[ RadSafe ] NY Times - Fukushima Keeps Fighting Radioactive Tide 5 Years After Disaster
Brennan, Mike (DOH)
Mike.Brennan at DOH.WA.GOV
Tue Mar 15 12:24:24 CDT 2016
For decades it has been widely known that the best way to encourage wildlife populations, on land or at sea, to expand is to provide sanctuaries. If you give animals someplace to live and breed without being killed by people the populations recover, then expand to outside the sanctuary. I hope there are studies going on throughout the evactuation zone and the area closed to fishing to document the changes in wildlife, in terms of population, not in search of some defect that can be pointed at as proof of "radiation-BAD!"

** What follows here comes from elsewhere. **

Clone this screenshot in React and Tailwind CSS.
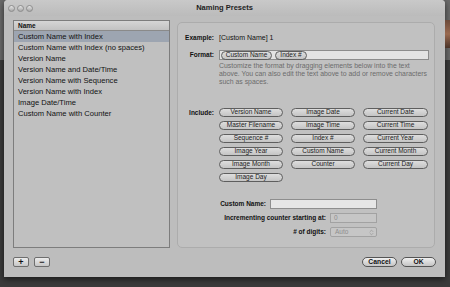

-----Original Message-----
From: radsafe-bounces at health.phys.iit.edu [mailto:radsafe-bounces at health.phys.iit.edu] On Behalf Of ROY HERREN
Sent: Tuesday, March 15, 2016 3:51 AM
To: radsafe <radsafe at health.phys.iit.edu>
Subject: Re: [ RadSafe ] NY Times - Fukushima Keeps Fighting Radioactive Tide 5 Years After Disaster
Ironically the closed fishing grounds will become a haven for fish and will undoubtedly have a greater diversity and population of fish than nearby open areas. By closing the area they have in essence created a fish sanctuary. One can only wonder what the nuclear skeptics will think about the soon to be larger (allowed to grow larger rather than being caught) fish that will eventually populate this closed area.